Dr. Zucker: [1:30] It’s the complete lack of resistance that his body offers and the exertion that she has to extend in order to hold it, and that contrast makes for the viewer, I think, in a very physical experience looking at the sculpture.
Dr. Harris: [1:42] His body looks so much like the body of a real young man, the rib cage and the abdominal muscles.
Dr. Zucker: [1:50] Yet it’s also idealized in the way in which there’s this beautiful turn of his body across her lap. For Mary as well, there’s this interesting contradiction in her sweetness and the beauty, but also the strength and the scale that’s necessary for her to easily hold him. Look how deeply carved that marble is.
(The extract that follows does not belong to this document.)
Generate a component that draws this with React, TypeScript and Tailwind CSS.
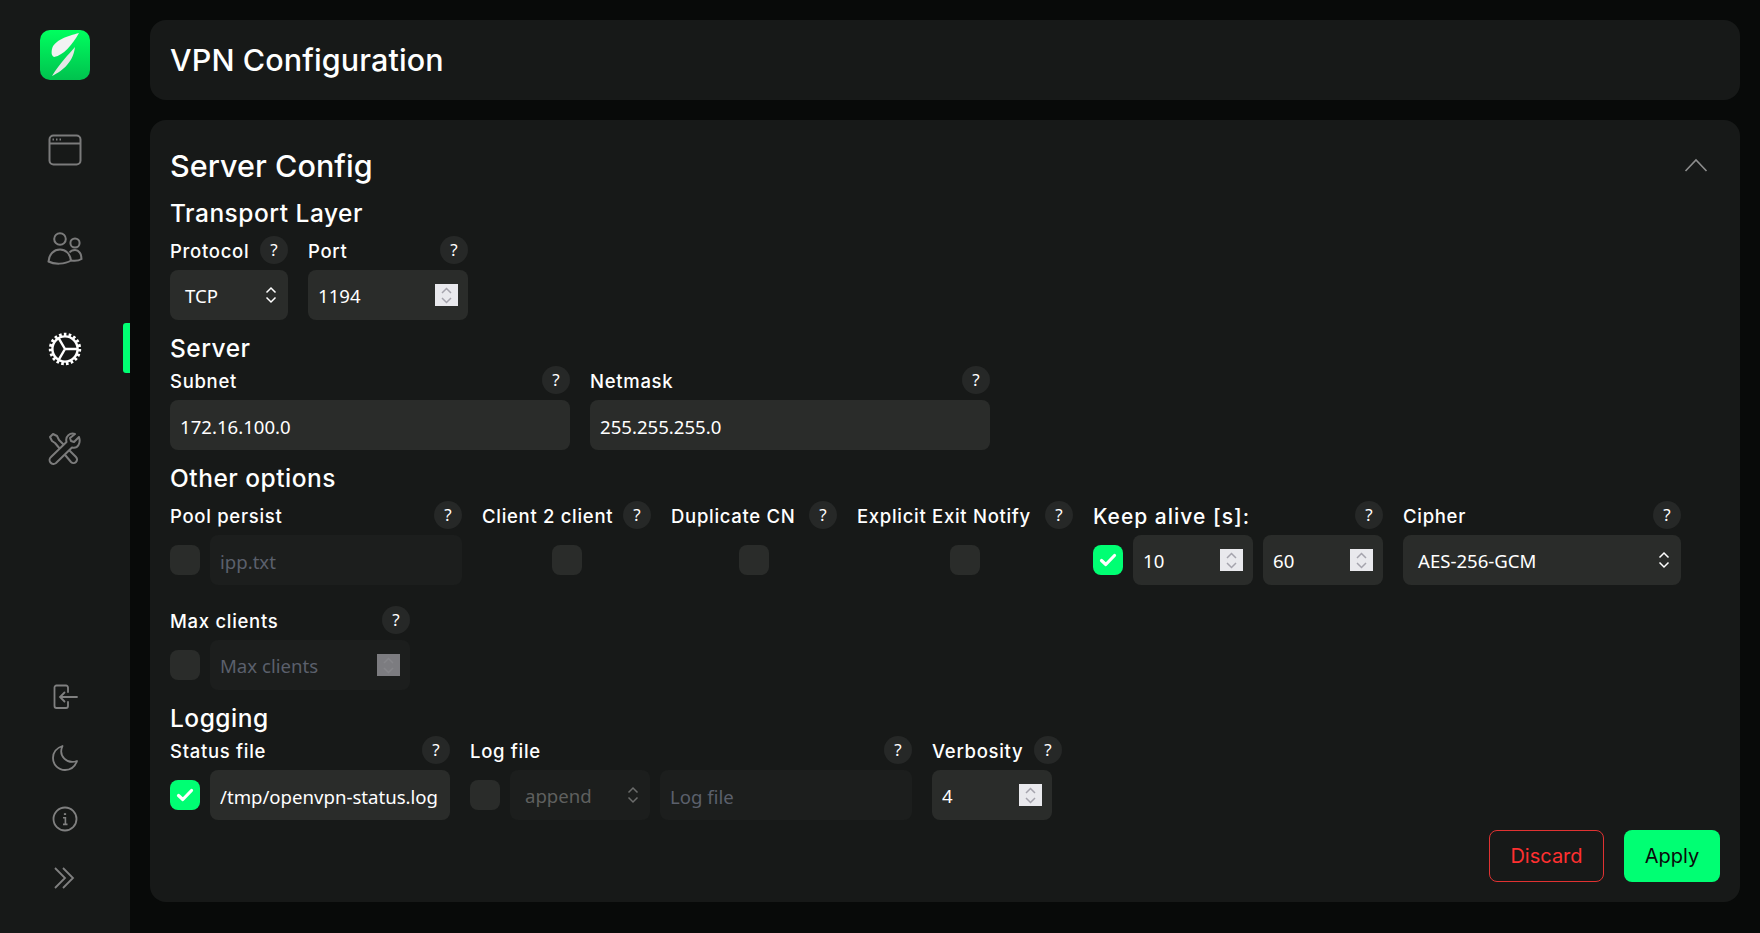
import React from "react";

const LABEL = "font-['Inter','Liberation_Sans',sans-serif]";
const VALUE = "font-['Noto_Sans','Open_Sans',sans-serif]";

function Help() {
  return (
    <span className={`${VALUE} flex h-7 w-7 shrink-0 items-center justify-center rounded-full bg-[#262827] text-[17px] text-white`}>?</span>
  );
}

function Field({ label, width, children, big }: { label: string; width: string; children: React.ReactNode; big?: boolean }) {
  return (
    <div className={`flex flex-col gap-[6px] ${width}`}>
      <div className="flex h-7 items-center justify-between">
        <span className={`${LABEL} whitespace-nowrap font-medium text-white ${big ? "mt-1 text-[21px] tracking-[1px]" : "mt-[3px] text-[18.5px] tracking-[0.7px]"}`}>{label}</span>
        <Help />
      </div>
      <div className="flex h-[50px] items-center gap-[10px]">{children}</div>
    </div>
  );
}

function Check({ on }: { on?: boolean }) {
  return (
    <span className={`flex h-[30px] w-[30px] shrink-0 items-center justify-center rounded-lg ${on ? "bg-[#00ff73]" : "bg-[#2a2c2a]"}`}>
      {on && (
        <svg width="18" height="14" viewBox="0 0 18 14" fill="none">
          <path d="M2.5 7.5 L6.8 11.5 L15.5 2.5" stroke="#fff" strokeWidth="3.2" strokeLinecap="round" strokeLinejoin="round" />
        </svg>
      )}
    </span>
  );
}

function Text({ value, placeholder, className = "flex-1" }: { value?: string; placeholder?: string; className?: string }) {
  const disabled = !value;
  return (
    <input
      readOnly
      value={value ?? ""}
      placeholder={placeholder}
      className={`${VALUE} h-[50px] min-w-0 rounded-lg px-[10px] pt-[2px] text-[18.6px] text-white outline-none placeholder:text-[#5b606c] ${disabled ? "bg-[#1c1e1d]" : "bg-[#2a2c2a]"} ${className}`}
    />
  );
}

function Spinner({ disabled }: { disabled?: boolean }) {
  return (
    <span className={`flex h-[22px] w-[23px] shrink-0 items-center justify-center ${disabled ? "bg-[#7c7c80]" : "bg-[#e9e9ed]"}`}>
      <svg width="11" height="17" viewBox="0 0 11 17" fill="none">
        <path d="M1 6 L5.5 1.5 L10 6 M1 11 L5.5 15.5 L10 11" stroke={disabled ? "#86868a" : "#a5a4ad"} strokeWidth="1.5" />
      </svg>
    </span>
  );
}

function NumberBox({ value, placeholder, className }: { value?: string; placeholder?: string; className: string }) {
  return (
    <div className={`flex h-[50px] items-center rounded-lg pl-[10px] pr-[10px] ${value ? "bg-[#2a2c2a]" : "bg-[#1c1e1d]"} ${className}`}>
      <input
        readOnly
        value={value ?? ""}
        placeholder={placeholder}
        className={`${VALUE} min-w-0 flex-1 bg-transparent pt-[2px] text-[18.6px] text-white outline-none placeholder:text-[#5b606c]`}
      />
      <Spinner disabled={!value} />
    </div>
  );
}

function SelectBox({ value, className, disabled }: { value: string; className: string; disabled?: boolean }) {
  return (
    <div className={`flex h-[50px] items-center justify-between rounded-lg pr-[11px] pl-[15px] ${disabled ? "bg-[#1c1e1d] text-[#5f605f]" : "bg-[#2a2c2a] text-white"} ${className}`}>
      <span className={`${VALUE} pt-[2px] text-[18.6px]`}>{value}</span>
      <svg width="12" height="18" viewBox="0 0 12 18" fill="none">
        <path d="M1.5 6.5 L6 2 L10.5 6.5 M1.5 11.5 L6 16 L10.5 11.5" stroke={disabled ? "#6b6c6b" : "#fff"} strokeWidth="1.5" />
      </svg>
    </div>
  );
}

function Heading({ children, className = "" }: { children: string; className?: string }) {
  return <h3 className={`${LABEL} h-9 text-[24.5px] leading-9 font-medium tracking-[0.5px] text-white ${className}`}>{children}</h3>;
}

function Logo() {
  return (
    <div className="flex h-[50px] w-[50px] items-center justify-center rounded-[10px] bg-gradient-to-b from-[#00ff5f] to-[#00c24e]">
      <svg width="50" height="50" viewBox="0 0 50 50">
        <path d="M39 3 C28 6 14 10 12 19 C11 24 12 26 14 27 C24 25 32 15 39 3 Z" fill="#f2f2f2" />
        <path d="M35 17 C29 24 20 33 12 46 C20 42 33 34 35 17 Z" fill="#e6e6e6" />
      </svg>
    </div>
  );
}

const iconStroke = "#7b7b7b";

function WindowIcon() {
  return (
    <svg width="34" height="32" viewBox="0 0 34 32" fill="none" stroke={iconStroke} strokeWidth="2">
      <rect x="1.5" y="1.5" width="31" height="29" rx="4" />
      <path d="M1.5 9.5 H32.5" />
      <path d="M4.5 5.5 H6 M8 5.5 H9.5 M11.5 5.5 H13" strokeWidth="2" />
    </svg>
  );
}
function UsersIcon() {
  return (
    <svg width="36" height="34" viewBox="0 0 36 34" fill="none" stroke={iconStroke} strokeWidth="2">
      <circle cx="13" cy="7" r="5.8" />
      <circle cx="28" cy="11" r="4.6" />
      <path d="M1.5 29.5 C2 22 7 17.5 13 17.5 C18.5 17.5 23 21.5 24 28.5 C18 32.5 7 32.5 1.5 29.5 Z" />
      <path d="M22.5 20.5 C24 18.5 26 18 28 18 C32 18 34.5 22 34.5 27 C31.5 29 27.5 29 24 28.5" />
    </svg>
  );
}
function GearIcon() {
  return (
    <svg width="34" height="34" viewBox="0 0 34 34" fill="none" stroke="#fff">
      <circle cx="17" cy="17" r="14.6" strokeWidth="3.2" strokeDasharray="2.6 2.2" />
      <circle cx="17" cy="17" r="12.6" strokeWidth="2.4" />
      <path d="M17 17 H29 M17 17 L10.8 6.3 M17 17 L10.8 27.7" strokeWidth="2.4" />
    </svg>
  );
}
function ToolsIcon() {
  return (
    <svg width="34" height="34" viewBox="0 0 34 34" fill="none" stroke={iconStroke} strokeWidth="2" strokeLinejoin="round">
      <path d="M2 5 L5 2 L9 4 L11 8 L28 25 A3.5 3.5 0 0 1 23 30 L7 11 L4 9 Z" />
      <path d="M31 5 L26 10 L23 9 L22 6 L27 2 C22 0.5 17 4 18.5 10 L3 25 A3.5 3.5 0 0 0 8 31 L24 15.5 C30 17 33 11 31 5 Z" fill="#171918" />
    </svg>
  );
}
function LogoutIcon() {
  return (
    <svg width="26" height="26" viewBox="0 0 26 26" fill="none" stroke="#808080" strokeWidth="1.8" strokeLinecap="round">
      <path d="M16 8 V3.5 A2 2 0 0 0 14 1.5 H4.5 A2 2 0 0 0 2.5 3.5 V22 A2 2 0 0 0 4.5 24 H14 A2 2 0 0 0 16 22 V18" />
      <path d="M25 13 H8 M12.5 8.5 L8 13 L12.5 17.5" />
    </svg>
  );
}
function MoonIcon() {
  return (
    <svg width="26" height="26" viewBox="0 0 26 26" fill="none" stroke="#808080" strokeWidth="1.8" strokeLinejoin="round">
      <path d="M10.5 1 C4.5 3 1 7.5 1 13 C1 20 6.5 25 13 25 C18.5 25 23 21.5 25 16 C15 19.5 6 11 10.5 1 Z" />
    </svg>
  );
}
function InfoIcon() {
  return (
    <svg width="26" height="26" viewBox="0 0 26 26" fill="none" stroke="#808080" strokeWidth="1.8">
      <circle cx="13" cy="13" r="11.5" />
      <path d="M13 7.2 V9" strokeWidth="2.2" />
      <path d="M11 11.7 H13.4 V18 M11 18.4 H15.5" strokeWidth="1.6" />
    </svg>
  );
}
function ChevronsIcon() {
  return (
    <svg width="22" height="22" viewBox="0 0 22 22" fill="none" stroke="#808080" strokeWidth="1.8">
      <path d="M1 1 L11 11 L1 21 M9 1 L19 11 L9 21" />
    </svg>
  );
}

export default function App() {
  return (
    <div className={`${LABEL} flex h-[933px] w-full overflow-hidden bg-[#080a09]`}>
      <aside className="relative flex h-full w-[130px] shrink-0 flex-col items-center bg-[#171918] pt-[30px] pb-[44px]">
        <Logo />
        <nav className="mt-[54px] flex flex-col items-center gap-[66px]">
          <WindowIcon />
          <UsersIcon />
          <GearIcon />
          <ToolsIcon />
        </nav>
        <div className="mt-auto flex flex-col items-center gap-[35px]">
          <LogoutIcon />
          <MoonIcon />
          <InfoIcon />
          <ChevronsIcon />
        </div>
        <span className="absolute top-[323px] right-0 h-[50px] w-[7px] rounded-l-[3px] bg-[#00ff73]" />
      </aside>

      <main className="flex min-w-0 flex-1 flex-col gap-5 pt-5 pr-5 pb-[31px] pl-5">
        <header className="flex h-20 shrink-0 items-center rounded-2xl bg-[#171918] px-5">
          <h1 className="text-[30.5px] font-medium tracking-[0.1px] text-white">VPN Configuration</h1>
        </header>

        <section className="flex flex-1 flex-col rounded-2xl bg-[#171918] px-5 pt-5 pb-5">
          <div className="flex h-[55px] shrink-0 items-start justify-between">
            <h2 className="text-[30.5px] leading-[52px] font-medium tracking-[0.05px] text-white">Server Config</h2>
            <svg className="mt-[18px] mr-[12px]" width="24" height="14" viewBox="0 0 24 14" fill="none">
              <path d="M1.5 13 L12 2 L22.5 13" stroke="#8d8d8d" strokeWidth="1.6" />
            </svg>
          </div>

          <Heading>Transport Layer</Heading>
          <div className="mt-[5px] flex gap-5">
            <Field label="Protocol" width="w-[118px]">
              <SelectBox value="TCP" className="w-full" />
            </Field>
            <Field label="Port" width="w-[160px]">
              <NumberBox value="1194" className="w-full" />
            </Field>
          </div>

          <Heading className="mt-[10px]">Server</Heading>
          <div className="flex gap-5">
            <Field label="Subnet" width="w-[400px]">
              <Text value="172.16.100.0" />
            </Field>
            <Field label="Netmask" width="w-[400px]">
              <Text value="255.255.255.0" />
            </Field>
          </div>

          <Heading className="mt-[10px]">Other options</Heading>
          <div className="mt-[5px] flex flex-wrap gap-x-5 gap-y-[21px]">
            <Field label="Pool persist" width="w-[292px]">
              <Check />
              <Text placeholder="ipp.txt" />
            </Field>
            <Field label="Client 2 client" width="w-[169px]">
              <span className="mx-auto"><Check /></span>
            </Field>
            <Field label="Duplicate CN" width="w-[166px]">
              <span className="mx-auto"><Check /></span>
            </Field>
            <Field label="Explicit Exit Notify" width="w-[216px]">
              <span className="mx-auto"><Check /></span>
            </Field>
            <Field label="Keep alive [s]:" width="w-[290px]" big>
              <Check on />
              <NumberBox value="10" className="w-[120px]" />
              <NumberBox value="60" className="w-[120px]" />
            </Field>
            <Field label="Cipher" width="w-[278px]">
              <SelectBox value="AES-256-GCM" className="w-full" />
            </Field>
            <Field label="Max clients" width="w-[240px]">
              <Check />
              <NumberBox placeholder="Max clients" className="min-w-0 flex-1" />
            </Field>
          </div>

          <Heading className="mt-[10px]">Logging</Heading>
          <div className="flex gap-5">
            <Field label="Status file" width="w-[280px]">
              <Check on />
              <Text value="/tmp/openvpn-status.log" />
            </Field>
            <Field label="Log file" width="w-[442px]">
              <Check />
              <SelectBox value="append" disabled className="w-[140px] shrink-0" />
              <Text placeholder="Log file" />
            </Field>
            <div className="flex w-[130px] flex-col gap-[6px]">
              <div className="flex h-7 items-center justify-between">
                <span className="mt-[3px] text-[18.5px] font-medium tracking-[0.7px] text-white">Verbosity</span>
                <Help />
              </div>
              <NumberBox value="4" className="w-[120px]" />
            </div>
          </div>

          <div className="mt-[10px] flex justify-end gap-5">
            <button className="flex h-[52px] w-[115px] items-center justify-center rounded-lg border border-[#e03232] text-[20px] text-[#ff3030]">Discard</button>
            <button className="flex h-[52px] w-[96px] items-center justify-center rounded-lg bg-[#00ff73] text-[20px] text-[#0a0a0a]">Apply</button>
          </div>
        </section>
      </main>
    </div>
  );
}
Dr. Harris: [2:09] The drapery.
Dr. Zucker: [2:09] This real love of the turn of the stone, creating this very vivid sense of alternation really, of light and shadow, of complexity, of surface against the broad, pure surfaces of Christ’s legs, of his torso, of his arm.
Dr. Harris: [2:24] Mary tilts her head forward and looks down at him. His head is thrown back, so there’s a alternation between those two necks for me.
Dr. Zucker: [2:35] His neck is exposed to us, incredibly vulnerable. Christ’s foot hangs in mid-air. Mary, her left hand is open and pointing delicately forward, as if she’s still trying to comprehend his death.
Dr. Harris: [2:48] I think there’s also a way of presenting Christ’s body to the viewer, saying “this is the path to salvation. This is God’s sacrifice for mankind. My sacrifice of my son that makes possible your redemption.”
Dr. Zucker: [3:04] There is a rhythm that points to that hand. The drape and the knee point up towards Christ’s knees, which in turn create a rhythmic bridge to her hand, and to that sense of wondering.
[3:14] This is very clearly an image that’s meant to be contemplated, and the pain and the suffering that Christ has endured…
Dr. Harris: [3:21] Mary’s enduring.
Dr. Zucker: [3:23] …that Mary is enduring is meant to be contemplated as a pathway.
Dr. Harris: [3:26] They’re polishing the floor.
Dr. Zucker: [3:27] OK, let’s move on.